One name. Two gifts.
Onur is a Turkish name meaning honour, in a category starving for it. And hiding inside it: nur, the word for light. A solar company whose name literally contains light. We couldn't have invented a better reason to do this properly.
Behind the name: Onur is a senior electrical engineer with 15 years in solar, from design rooms in Miami to Melbourne's biggest installers. James spent a decade in energy sales, from Red Energy's retention desks to running a Victorian sales division, learning exactly where this industry breaks its promises. We met working at the same Melbourne solar company: the engineer and the salesman. Onur Energy is the company we kept wishing we worked for. One of us engineers it properly.
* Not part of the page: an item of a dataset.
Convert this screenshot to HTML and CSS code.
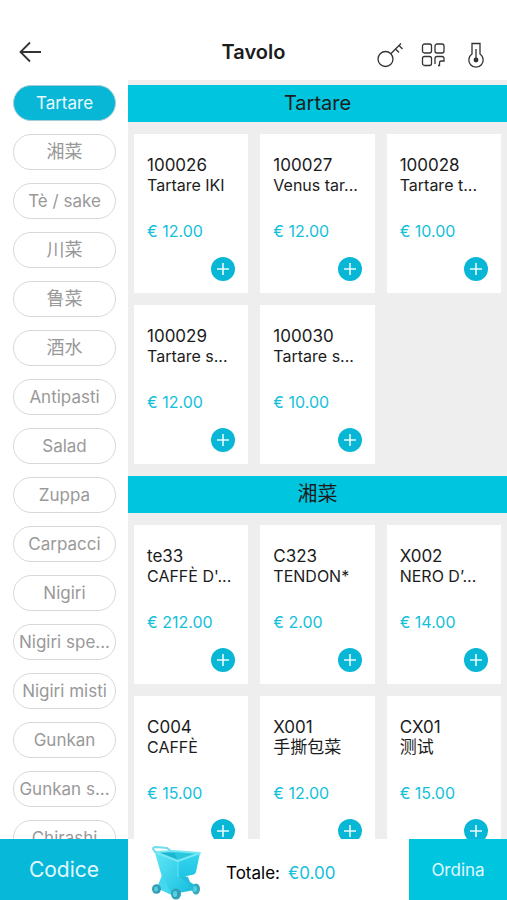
FILE: index.html
```
<!DOCTYPE html>
<html lang="it">
<head>
<meta charset="utf-8">
<meta name="viewport" content="width=device-width, initial-scale=1">
<title>Tavolo</title>
<link rel="stylesheet" href="styles.css">
</head>
<body>
<header class="topbar">
  <button class="icon-button" aria-label="Indietro"><svg width="24" height="24" viewBox="0 0 24 24"><path d="M12 2.500L2.500 12l9.500 9.500M2.500 12H23" stroke-width="1.800"/></svg></button>
  <h1 class="topbar-title">Tavolo</h1>
  <div class="topbar-actions">
    <button class="icon-button" aria-label="Chiave"><svg width="26" height="26" viewBox="0 0 26 26"><circle cx="8.500" cy="17" r="7.500"/><path d="M13.800 11.700L24 1.500M18.500 7l3.500 3.500M22 3.500l3.500 3.500"/></svg></button>
    <button class="icon-button" aria-label="Codice QR"><svg width="26" height="26" viewBox="0 0 26 26"><rect x="2.500" y="2" width="9" height="9" rx="2"/><rect x="15" y="2" width="9" height="9" rx="2"/><rect x="2.500" y="14.500" width="9" height="9" rx="2"/><path d="M15 22v-5.500q0-2 2-2h5q2 0 2 2V19h-2.500q-2 0-2 2v2.500H18"/></svg></button>
    <button class="icon-button" aria-label="Temperatura"><svg width="26" height="26" viewBox="0 0 26 26"><path d="M9 12V1.500h8V12a7.200 7.200 0 1 1-8 0zM13 7v11"/><circle cx="13" cy="18" r="1.800" class="solid"/></svg></button>
  </div>
</header>
<div class="content">
  <nav class="categories" aria-label="Categorie">
    <button class="category active">Tartare</button>
    <button class="category han">湘菜</button>
    <button class="category">Tè / sake</button>
    <button class="category han">川菜</button>
    <button class="category han">鲁菜</button>
    <button class="category han">酒水</button>
    <button class="category">Antipasti</button>
    <button class="category">Salad</button>
    <button class="category">Zuppa</button>
    <button class="category">Carpacci</button>
    <button class="category">Nigiri</button>
    <button class="category">Nigiri spe...</button>
    <button class="category">Nigiri misti</button>
    <button class="category">Gunkan</button>
    <button class="category">Gunkan s...</button>
    <button class="category">Chirashi</button>
  </nav>
  <main class="menu">
    <section>
      <h2 class="section-title">Tartare</h2>
      <div class="cards">
        <article class="card"><p class="code">100026</p><p>Tartare IKI</p><p class="price">€ 12.00</p><button class="add" aria-label="Aggiungi"><svg width="24" height="24" viewBox="0 0 24 24"><path d="M12 6v12M6 12h12"/></svg></button></article>
        <article class="card"><p class="code">100027</p><p>Venus tar...</p><p class="price">€ 12.00</p><button class="add" aria-label="Aggiungi"><svg width="24" height="24" viewBox="0 0 24 24"><path d="M12 6v12M6 12h12"/></svg></button></article>
        <article class="card"><p class="code">100028</p><p>Tartare t...</p><p class="price">€ 10.00</p><button class="add" aria-label="Aggiungi"><svg width="24" height="24" viewBox="0 0 24 24"><path d="M12 6v12M6 12h12"/></svg></button></article>
        <article class="card"><p class="code">100029</p><p>Tartare s...</p><p class="price">€ 12.00</p><button class="add" aria-label="Aggiungi"><svg width="24" height="24" viewBox="0 0 24 24"><path d="M12 6v12M6 12h12"/></svg></button></article>
        <article class="card"><p class="code">100030</p><p>Tartare s...</p><p class="price">€ 10.00</p><button class="add" aria-label="Aggiungi"><svg width="24" height="24" viewBox="0 0 24 24"><path d="M12 6v12M6 12h12"/></svg></button></article>
      </div>
    </section>
    <section>
      <h2 class="section-title">湘菜</h2>
      <div class="cards">
        <article class="card"><p class="code">te33</p><p>CAFFÈ D'...</p><p class="price">€ 212.00</p><button class="add" aria-label="Aggiungi"><svg width="24" height="24" viewBox="0 0 24 24"><path d="M12 6v12M6 12h12"/></svg></button></article>
        <article class="card"><p class="code">C323</p><p>TENDON*</p><p class="price">€ 2.00</p><button class="add" aria-label="Aggiungi"><svg width="24" height="24" viewBox="0 0 24 24"><path d="M12 6v12M6 12h12"/></svg></button></article>
        <article class="card"><p class="code">X002</p><p>NERO D’...</p><p class="price">€ 14.00</p><button class="add" aria-label="Aggiungi"><svg width="24" height="24" viewBox="0 0 24 24"><path d="M12 6v12M6 12h12"/></svg></button></article>
        <article class="card"><p class="code">C004</p><p>CAFFÈ</p><p class="price">€ 15.00</p><button class="add" aria-label="Aggiungi"><svg width="24" height="24" viewBox="0 0 24 24"><path d="M12 6v12M6 12h12"/></svg></button></article>
        <article class="card"><p class="code">X001</p><p class="han-name">手撕包菜</p><p class="price">€ 12.00</p><button class="add" aria-label="Aggiungi"><svg width="24" height="24" viewBox="0 0 24 24"><path d="M12 6v12M6 12h12"/></svg></button></article>
        <article class="card"><p class="code">CX01</p><p class="han-name">测试</p><p class="price">€ 15.00</p><button class="add" aria-label="Aggiungi"><svg width="24" height="24" viewBox="0 0 24 24"><path d="M12 6v12M6 12h12"/></svg></button></article>
      </div>
    </section>
  </main>
</div>
<footer class="bottombar">
  <button class="code-button">Codice</button>
  <div class="summary">
    <svg class="cart" width="50" height="54" viewBox="0 0 50 54" aria-hidden="true">
      <defs>
        <linearGradient id="body" x1="0" y1="0" x2="1" y2="1"><stop offset="0" stop-color="#5fe6f6"/><stop offset="1" stop-color="#18bfe0"/></linearGradient>
        <linearGradient id="side" x1="0" y1="0" x2="0" y2="1"><stop offset="0" stop-color="#35d5ee"/><stop offset="1" stop-color="#1fc4e4"/></linearGradient>
      </defs>
      <ellipse cx="44" cy="43" rx="4" ry="5.500" fill="#35a9c0"/>
      <path d="M24 28L36 31 38 36 43 39 43 44 26 47z" fill="#22bddb"/>
      <path d="M3 7L27 15 28 31 37 38 36 42 28 47 20 49 5 42 10 31z" fill="url(#body)"/>
      <path d="M10 29L20 49 5 42z" fill="#43d8ee"/>
      <path d="M26 15L48 7 44 26Q43 29 39 29L27 32z" fill="url(#side)"/>
      <path d="M3 6L22 5 48 7 26 15z" fill="#1cb6cf"/>
      <path d="M22 6L26 15 46 7z" fill="#2cc7df"/>
      <path d="M3 6L26 15 48 7 22 5z" fill="none" stroke="#79e8f4" stroke-width="2" stroke-linejoin="round"/>
      <path d="M4 7L1 3Q1 1 4 1L15 2 20 6" fill="none" stroke="#70dceb" stroke-width="2" stroke-linejoin="round"/>
      <path d="M26 16V31" stroke="#63e4f4" stroke-width="1"/>
      <g fill="#329fb6"><ellipse cx="4.500" cy="43" rx="4.500" ry="4.800"/><ellipse cx="24" cy="48" rx="5" ry="5.500"/></g>
      <g fill="#55cfe1"><ellipse cx="4" cy="43" rx="2" ry="2.500"/><ellipse cx="23" cy="48" rx="2.200" ry="3"/><ellipse cx="43" cy="43" rx="2" ry="3"/></g>
    </svg>
    <span>Totale:</span><span class="total">€0.00</span>
  </div>
  <button class="order-button">Ordina</button>
</footer>
</body>
</html>
```
FILE: styles.css
```
* {
  box-sizing: border-box;
}

body {
  margin: 0;
  height: 100vh;
  display: flex;
  flex-direction: column;
  overflow: hidden;
  background: #fff;
  color: #1c1c1c;
  font: 16px/20px Inter, "Noto Sans CJK SC", sans-serif;
}

button {
  border: 0;
  padding: 0;
  font: inherit;
  background: none;
}

h1, h2, p {
  margin: 0;
}

.topbar {
  display: grid;
  grid-template-columns: 1fr auto 1fr;
  align-items: center;
  height: 80px;
  padding: 24px 18px 0;
}

.topbar-title {
  font-size: 20px;
  line-height: 24px;
  font-weight: 600;
}

.topbar-actions {
  display: flex;
  justify-content: flex-end;
  gap: 17px;
  padding-top: 6px;
}

.icon-button {
  display: flex;
  justify-self: start;
}

.icon-button svg {
  fill: none;
  stroke: #333;
  stroke-width: 1.3;
}

.icon-button .solid {
  fill: #333;
}

.content {
  display: flex;
  flex: 1;
  min-height: 0;
}

.categories {
  flex: 0 0 128px;
  display: flex;
  flex-direction: column;
  gap: 13px;
  padding: 5px 12px 0 13px;
  overflow: hidden;
}

.category {
  flex: 0 0 36px;
  border: 1px solid #d8d8d8;
  border-radius: 18px;
  background: #fff;
  color: #999;
  font-size: 17px;
  white-space: nowrap;
}

.category.han {
  font-size: 18px;
}

.category.active {
  border-color: #a5cdd5;
  background: #08b6d6;
  color: #e9fbff;
}

.menu {
  flex: 1;
  min-width: 0;
  padding-top: 5px;
  overflow: hidden;
  background: #eee;
}

.section-title {
  height: 37px;
  background: #00c5df;
  font-size: 20px;
  line-height: 37px;
  font-weight: 400;
  text-align: center;
}

.cards {
  display: grid;
  grid-template-columns: repeat(3, 1fr);
  gap: 12px;
  padding: 12px 6px;
}

.card {
  display: flex;
  flex-direction: column;
  height: 159px;
  padding: 21px 13px 12px;
  background: #fff;
  white-space: nowrap;
}

.code,
.han-name {
  font-size: 17px;
}

.price {
  padding-top: 26px;
  color: #14bfda;
}

.add {
  display: flex;
  align-self: flex-end;
  margin-top: auto;
  border-radius: 50%;
  background: #08b6d6;
}

.add svg {
  fill: none;
  stroke: #e9fbff;
  stroke-width: 1.6;
}

.bottombar {
  display: flex;
  flex: 0 0 61px;
}

.code-button {
  flex: 0 0 128px;
  background: #08b8d9;
  color: #e2faff;
  font-size: 21px;
}

.summary {
  display: flex;
  flex: 1;
  align-items: center;
  gap: 8px;
  padding: 7px 0 0 24px;
  color: #000;
  font-size: 17px;
}

.cart {
  margin-right: 16px;
}

.total {
  color: #14bfda;
}

.order-button {
  flex: 0 0 98px;
  background: #00c5df;
  color: #e2faff;
  font-size: 17px;
}
```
The other explains it straight.
The promise, in writing
The Founder Line
Every warranty document carries a founder's mobile number. Not a call centre, not a ticket queue. A person whose name is on the building.
The Honour Check
At day 14 we compare your system's real generation against your quote, in writing, and call you with the result. If we wrote it, we stand behind it.
Show the Working
Every quote arrives with a short video of us walking through every figure. Exam rules apply: no answer without the working shown.
Why chain ourselves to all this? Because founder-named companies measurably behave better: research across 1.8 million firms found they outperform precisely because the founder's reputation is on the line. We didn't invent the mechanism. We just signed up to it, permanently.